[Data lines]:
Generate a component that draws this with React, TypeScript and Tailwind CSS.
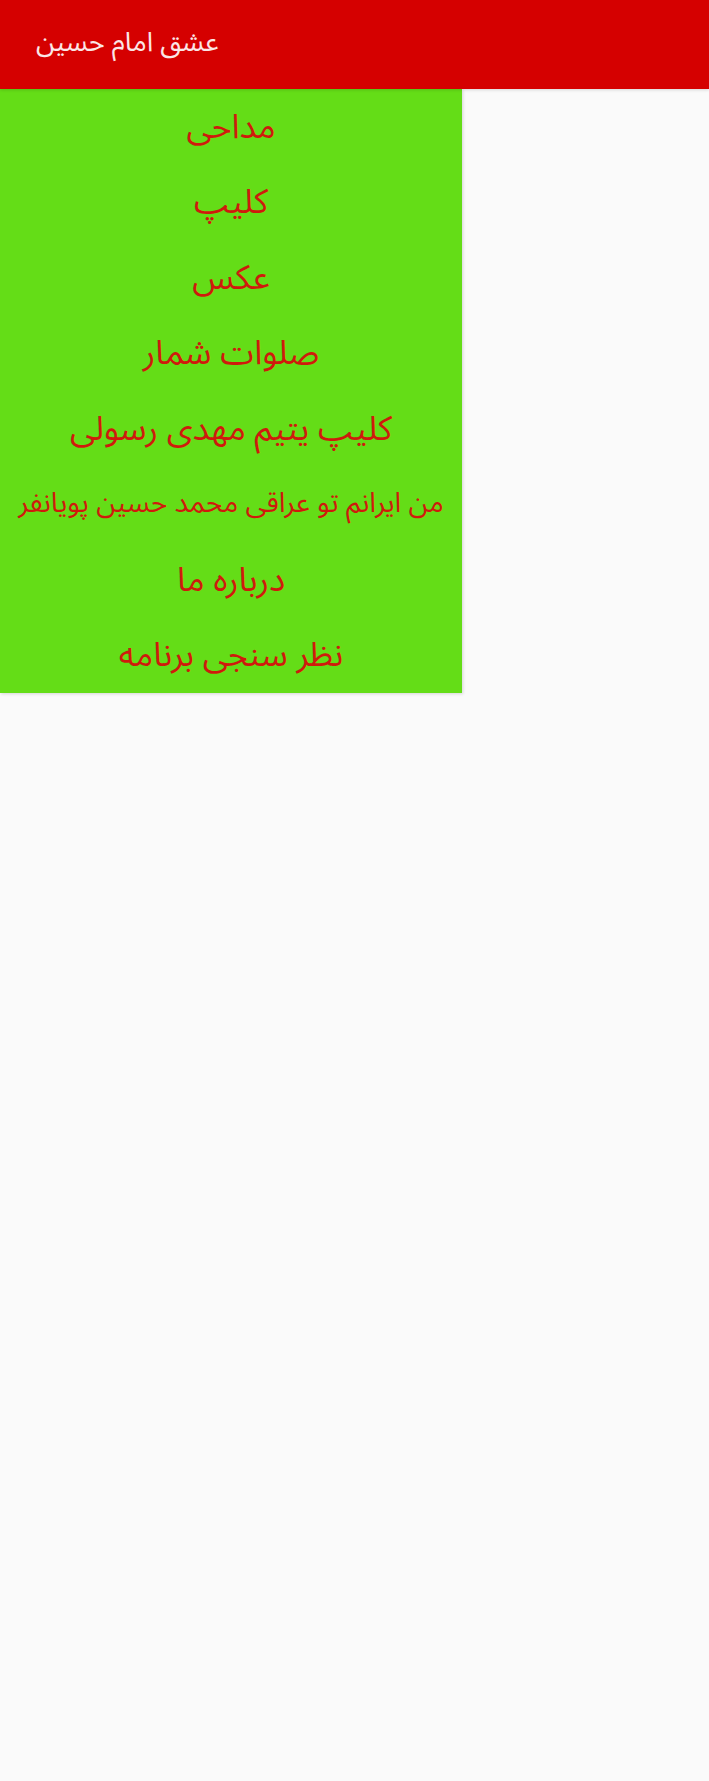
const ITEMS: { label: string; small?: boolean }[] = [
  { label: 'مداحی' },
  { label: 'کلیپ' },
  { label: 'عکس' },
  { label: 'صلوات شمار' },
  { label: 'کلیپ یتیم مهدی رسولی' },
  { label: 'من ایرانم تو عراقی محمد حسین پویانفر', small: true },
  { label: 'درباره ما' },
  { label: 'نظر سنجی برنامه' },
]

export default function App() {
  return (
    <div className="min-h-[1781px] bg-[#fafafa] font-['Noto_Sans_Arabic','DejaVu_Sans',sans-serif]">
      {/* Toolbar */}
      <div className="h-[89px] bg-[#d50000] flex items-center px-[36px] shadow-[0_1px_3px_rgba(0,0,0,0.15)] relative z-10">
        <h1 dir="rtl" className="text-[27px] text-[#fbe6e6] leading-none -mt-[4px]">عشق امام حسین</h1>
      </div>

      {/* Menu */}
      <div className="w-[462px] bg-[#64dd17] shadow-[1px_1px_3px_rgba(0,0,0,0.15)]">
        {ITEMS.map((item) => (
          <div
            key={item.label}
            dir="rtl"
            className={`h-[75.5px] flex items-center justify-center text-[#cf1a0c] leading-none whitespace-nowrap ${
              item.small ? 'text-[28px]' : 'text-[34px]'
            }`}
          >
            {item.label}
          </div>
        ))}
      </div>
    </div>
  )
}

[Exercise details]: Reproduce the data word for word, excluding its pictures.

[Result of the task]:
Generate a component that draws this with React, TypeScript and Tailwind CSS.
const ITEMS: { label: string; small?: boolean }[] = [
  { label: 'مداحی' },
  { label: 'کلیپ' },
  { label: 'عکس' },
  { label: 'صلوات شمار' },
  { label: 'کلیپ یتیم مهدی رسولی' },
  { label: 'من ایرانم تو عراقی محمد حسین پویانفر', small: true },
  { label: 'درباره ما' },
  { label: 'نظر سنجی برنامه' },
]

export default function App() {
  return (
    <div className="min-h-[1781px] bg-[#fafafa] font-['Noto_Sans_Arabic','DejaVu_Sans',sans-serif]">
      {/* Toolbar */}
      <div className="h-[89px] bg-[#d50000] flex items-center px-[36px] shadow-[0_1px_3px_rgba(0,0,0,0.15)] relative z-10">
        <h1 dir="rtl" className="text-[27px] text-[#fbe6e6] leading-none -mt-[4px]">عشق امام حسین</h1>
      </div>

      {/* Menu */}
      <div className="w-[462px] bg-[#64dd17] shadow-[1px_1px_3px_rgba(0,0,0,0.15)]">
        {ITEMS.map((item) => (
          <div
            key={item.label}
            dir="rtl"
            className={`h-[75.5px] flex items-center justify-center text-[#cf1a0c] leading-none whitespace-nowrap ${
              item.small ? 'text-[28px]' : 'text-[34px]'
            }`}
          >
            {item.label}
          </div>
        ))}
      </div>
    </div>
  )
}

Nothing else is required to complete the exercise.